Britain in last-ditch bid to end Russian art row

MOSCOW (AFP) — Britain scrambled Thursday to ward off Moscow's cancellation of a London exhibition of French and Russian masterpieces, as a widening diplomatic row between the two countries spilled into the art world.

Britain's department of culture said measures protecting loaned artworks from legal claims -- as Russia demands -- would be rushed into law in time for the exhibition, due to open January 26 at the Royal Academy of Arts.

"Because this is such an important exhibition we are prepared to go the extra mile," Culture Minister James Purnell told BBC radio.

Earlier, the head of Russia's Federal Agency for Culture and Cinematography, Mikhail Shvydkoi, said Britain had failed to persuade Moscow it was safe to loan the 120 works by French and Russian painters, including Matisse's "The Dance", for the long-awaited exhibition.

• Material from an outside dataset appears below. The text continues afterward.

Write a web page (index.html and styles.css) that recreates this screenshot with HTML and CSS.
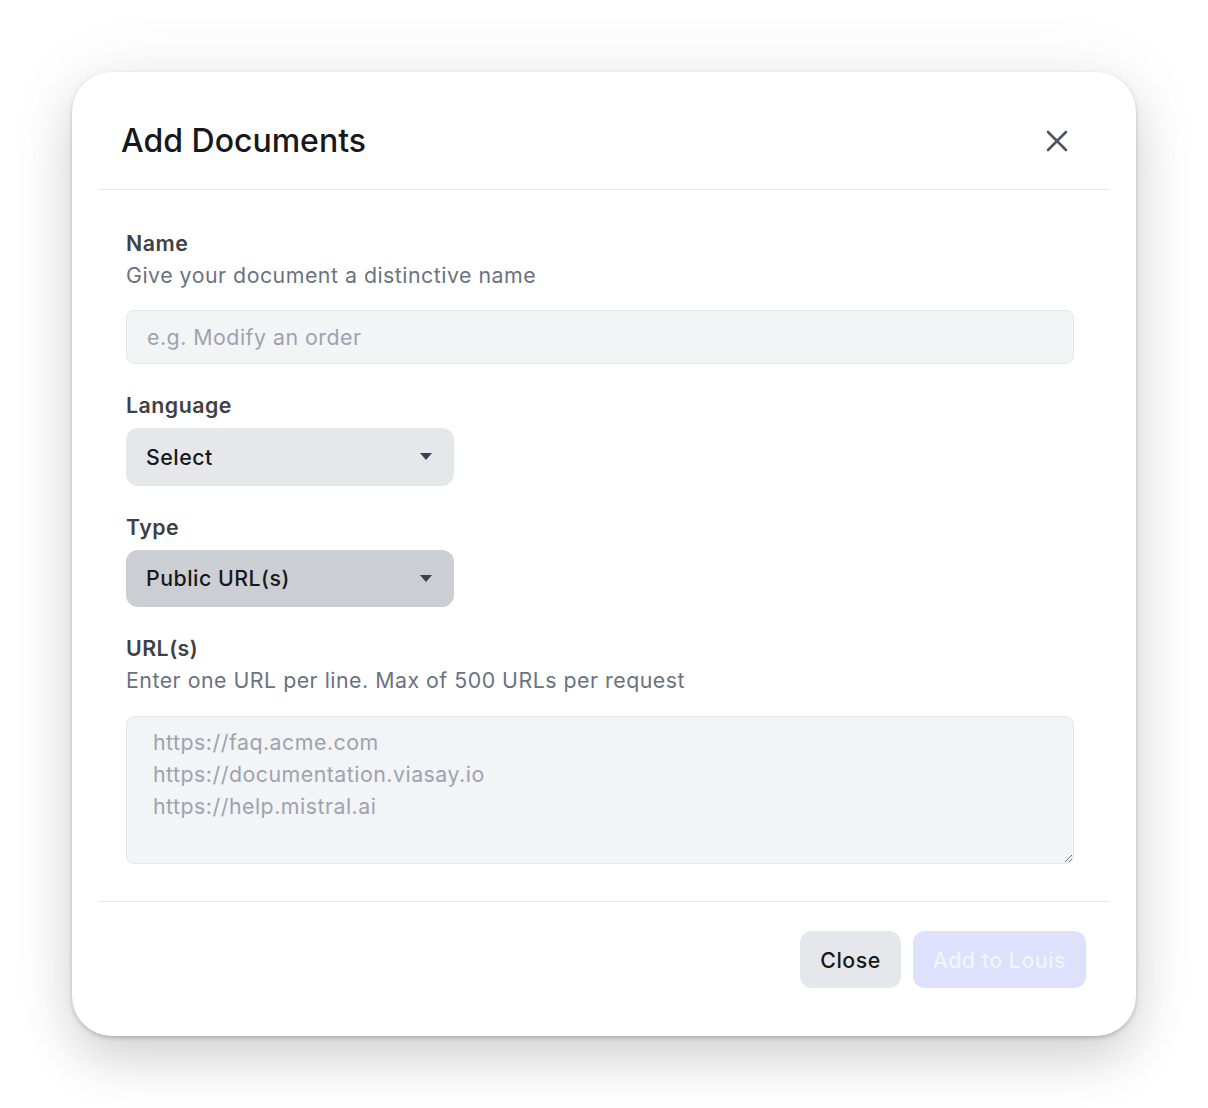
FILE: index.html
```html
<!DOCTYPE html>
<html lang="en">
<head>
<meta charset="utf-8">
<title>Add Documents</title>
<link rel="stylesheet" href="styles.css">
</head>
<body>
<div class="modal" role="dialog" aria-labelledby="modal-title">
  <header class="modal-header">
    <h2 id="modal-title" class="modal-title">Add Documents</h2>
    <button class="icon-btn" type="button" aria-label="Close">
      <svg width="24" height="24" viewBox="0 0 24 24" fill="none" stroke="#4b5563" stroke-width="2.6" stroke-linecap="round">
        <path d="M3 3 L21 21 M21 3 L3 21"/>
      </svg>
    </button>
  </header>
  <div class="modal-body">
    <div class="field">
      <label class="label" for="doc-name">Name</label>
      <p class="desc">Give your document a distinctive name</p>
      <input id="doc-name" class="input" type="text" placeholder="e.g. Modify an order">
    </div>
    <div class="field">
      <label class="label">Language</label>
      <div class="select">
        <span>Select</span>
        <span class="caret"></span>
      </div>
    </div>
    <div class="field">
      <label class="label">Type</label>
      <div class="select select-active">
        <span>Public URL(s)</span>
        <span class="caret"></span>
      </div>
    </div>
    <div class="field">
      <label class="label" for="doc-urls">URL(s)</label>
      <p class="desc">Enter one URL per line. Max of 500 URLs per request</p>
      <textarea id="doc-urls" class="textarea" placeholder="https://faq.acme.com&#10;https://documentation.viasay.io&#10;https://help.mistral.ai"></textarea>
    </div>
  </div>
  <footer class="modal-footer">
    <button class="btn btn-secondary" type="button">Close</button>
    <button class="btn btn-primary" type="button" disabled>Add to Louis</button>
  </footer>
</div>
</body>
</html>
```

FILE: styles.css
```css
* {
  box-sizing: border-box;
}

html, body {
  margin: 0;
  background: #ffffff;
}

body {
  padding: 72px;
  font-family: Inter, "Noto Sans", "Liberation Sans", sans-serif;
  color: #111827;
}

.modal {
  background: #ffffff;
  border-radius: 40px;
  padding: 26px;
  box-shadow: 0 0 70px rgba(0, 0, 0, 0.07), 0 26px 50px rgba(0, 0, 0, 0.14), 0 2px 4px rgba(0, 0, 0, 0.2);
}

.modal-header {
  display: flex;
  align-items: center;
  justify-content: space-between;
  padding: 21px 33px 27px 23px;
  border-bottom: 1px solid #e5e7eb;
}

.modal-title {
  margin: 0;
  font-size: 32px;
  line-height: 43px;
  font-weight: 500;
  color: #18181b;
}

.icon-btn {
  width: 40px;
  height: 40px;
  display: flex;
  align-items: center;
  justify-content: center;
  padding: 0;
  border: none;
  background: transparent;
  cursor: pointer;
}

.modal-body {
  padding: 37px 36px 37px 28px;
  display: flex;
  flex-direction: column;
  gap: 25px;
  border-bottom: 1px solid #e5e7eb;
}

.field {
  display: flex;
  flex-direction: column;
}

.label {
  font-size: 21.33px;
  line-height: 32px;
  font-weight: 600;
  letter-spacing: 0.5px;
  color: #3f3f46;
  margin-bottom: 7px;
}

.label + .desc {
  margin-top: -7px;
}

.desc {
  margin: 0 0 19px;
  font-size: 21.33px;
  line-height: 32px;
  letter-spacing: 0.5px;
  color: #6b7280;
}

.input {
  height: 54px;
  padding: 0 20px;
  border: 1px solid #e5e7eb;
  border-radius: 8px;
  background: #f3f4f6;
  font-family: inherit;
  font-size: 21.33px;
  letter-spacing: 0.5px;
  color: #111827;
}

.input::placeholder,
.textarea::placeholder {
  color: #9ca3af;
  opacity: 1;
}

.select {
  width: 328px;
  height: 57.5px;
  display: flex;
  align-items: center;
  justify-content: space-between;
  padding: 0 22px 0 20px;
  border-radius: 12px;
  background: #e5e7eb;
  font-size: 21.33px;
  font-weight: 500;
  letter-spacing: 0.5px;
  color: #18181b;
}

.select-active {
  background: #cbcfd4;
}

.caret {
  width: 0;
  height: 0;
  border-left: 6.5px solid transparent;
  border-right: 6.5px solid transparent;
  border-top: 7px solid #374151;
}

.desc + .textarea {
  margin-top: 1px;
}

.textarea {
  height: 148px;
  padding: 9px 26px;
  border: 1px solid #e5e7eb;
  border-radius: 8px;
  background: #f3f4f6;
  font-family: inherit;
  font-size: 21.33px;
  line-height: 32px;
  letter-spacing: 0.5px;
  color: #111827;
  resize: vertical;
}

.modal-footer {
  display: flex;
  justify-content: flex-end;
  gap: 12px;
  padding: 29px 24px 22px;
}

.btn {
  height: 57px;
  padding: 0 20px;
  border: none;
  border-radius: 12px;
  font-family: inherit;
  font-size: 21.33px;
  font-weight: 500;
  letter-spacing: 0.5px;
  cursor: pointer;
}

.btn-secondary {
  background: #e5e7eb;
  color: #18181b;
}

.btn-primary {
  background: #dde1fb;
  color: #f3f5ff;
}
```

Moscow fears legal challenges in Britain by descendants of tsarist-era Russians whose families are reported to have owned some of the art works until they were confiscated in the Bolshevik Revolution.

A letter was sent to the British government declaring it was "impossible to accept as sufficient the guarantees of the exhibition's (legal) immunity and the return" of the artworks to Russia.

Shvydkoi said Russia would send the exhibition only if the British government guaranteed that courts would have no power to seize the exhibits while on British territory.

It was not immediately clear whether the new law -- which was originally scheduled to be enacted in February -- will satisfy the Russians.

The row is the latest shot in a diplomatic war that escalated after the murder last year of a fugitive Kremlin critic given asylum in Britain.

A failed attempt by Britain to extradite the chief suspect, ex-KGB officer Andrei Lugovoi, prompted tit-for-tat expulsions of diplomats this July.

Then last week Russia announced it was closing down regional offices of the British Council. Moscow accused the cultural organisation of having failed to register properly, a charge British Prime Minister Gordon Brown angrily denied.

Russian officials insist the row over the art exhibit is purely a legal matter and not political.

However, Foreign Minister Sergei Lavrov said last week the British Council dispute -- which is also outwardly a technical matter -- was an act of "retaliation" for the Litvinenko affair.

James Nixey, a Russia expert at London's Royal Institute of International Affairs, said President Vladimir Putin was provoking fights to demonstrate his country's newfound toughness.

"They are after recognition and respect. They are after power projection. To be a big player that plays with the big boys: that's ultimately it. It's little steps that build up as part of a master plan," he said.

Nixey predicted "there'll be a couple more bumps on the road" between London and Moscow as Russia gears up for the transfer of power from Putin in a March 2 election, where his handpicked successor Dmitry Medvedev is expected to win.

"Russia's not going to go quiet," Nixey said. "I can't see any particularly bright spots, but we're watching very intently to see how the new man goes."